I am trying to write a simple snake-like game in 32bit x86 AT&T assembly, and I've come a cross a strange problem. I have a few C-functions which I use for some tasks, such as printing to the screen using ncurses. This particular function, snake_print
, looks like this:
snake_print(int x, int y, int ch){
mvprintw(y,x,"%c",ch);
wrefresh(screen);
}
where put_char
put's the character ch
on the screen and refresh_scr
refreshes it. The variable screen
is global.
So, to call this I put some values on the stack, like this:
subl $12,%esp
pushl $'o'
pushl $15
pushl $15
call snake_print
addl $12,%esp
When I look at the stack with GDB from the snake_print
function, it looks as it should. It moves down to where it is supposed to return from the functions with correct stack content, and then something happens; when GDB makrks }
in snake_print
as being the code running, the value 0x804d190
is put on the stack, along with a call to snake_print(0x804d190,15,111)
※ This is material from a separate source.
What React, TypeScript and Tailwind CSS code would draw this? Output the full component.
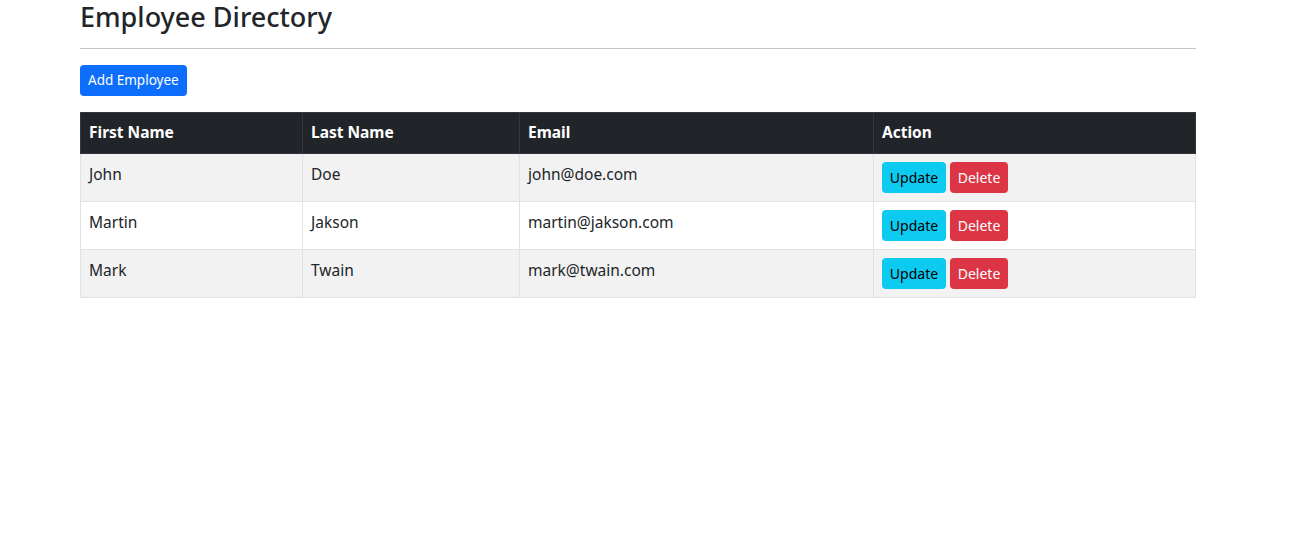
const employees = [
  { firstName: 'John', lastName: 'Doe', email: 'john@doe.com' },
  { firstName: 'Martin', lastName: 'Jakson', email: 'martin@jakson.com' },
  { firstName: 'Mark', lastName: 'Twain', email: 'mark@twain.com' },
];

export default function App() {
  return (
    <div className="min-h-screen bg-white text-[#212529] font-['Noto_Sans',sans-serif]">
      <div className="ml-[80px] w-[1116px]">
        <h2 className="pt-[1px] text-[27px] leading-[32px] font-medium">Employee Directory</h2>
        <hr className="mt-[15px] border-t border-[#c4c4c4]" />

        <div className="mt-[16px]">
          <button className="h-[31px] px-[8px] rounded-[4px] bg-[#0d6efd] text-white text-[13.5px]">
            Add Employee
          </button>
        </div>

        <table className="mt-[16px] w-full border-collapse text-[15.5px]">
          <thead>
            <tr className="bg-[#212529] text-white">
              <th className="w-[222px] h-[41px] px-[8px] text-left font-bold border border-[#32383e]">First Name</th>
              <th className="w-[217px] px-[8px] text-left font-bold border border-[#32383e]">Last Name</th>
              <th className="w-[354px] px-[8px] text-left font-bold border border-[#32383e]">Email</th>
              <th className="px-[8px] text-left font-bold border border-[#32383e]">Action</th>
            </tr>
          </thead>
          <tbody>
            {employees.map((emp, i) => (
              <tr key={emp.email} className={i % 2 === 0 ? 'bg-[#f2f2f2]' : 'bg-white'}>
                <td className="h-[48px] px-[8px] py-[8px] align-top leading-[24px] border border-[#dee2e6]">{emp.firstName}</td>
                <td className="px-[8px] py-[8px] align-top leading-[24px] border border-[#dee2e6]">{emp.lastName}</td>
                <td className="px-[8px] py-[8px] align-top leading-[24px] border border-[#dee2e6]">{emp.email}</td>
                <td className="px-[8px] py-[8px] align-top border border-[#dee2e6]">
                  <div className="flex gap-[4px]">
                    <button className="h-[31px] w-[64px] rounded-[4px] bg-[#0dcaf0] text-black text-[14px]">Update</button>
                    <button className="h-[31px] w-[58px] rounded-[4px] bg-[#dc3545] text-white text-[14px]">Delete</button>
                  </div>
                </td>
              </tr>
            ))}
          </tbody>
        </table>
      </div>
    </div>
  );
}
. The next line of code executed is, again, refresh_scr(scr)
and then I get a segmentation fault.
I examined 0x804d190
with GDB and saw that it contained the value 0x10000f
. Since, in the new call to snake_print
, my previous x-value of 15 is exchanged for 0x804d190, it would seem that something has happened to the memory address where the x-value was stored, since 15 = 0xf and we're "just one off", so to speak.
I have no idea whatsoever why this happens, so I was wondering if anyone could help figure out what is wrong?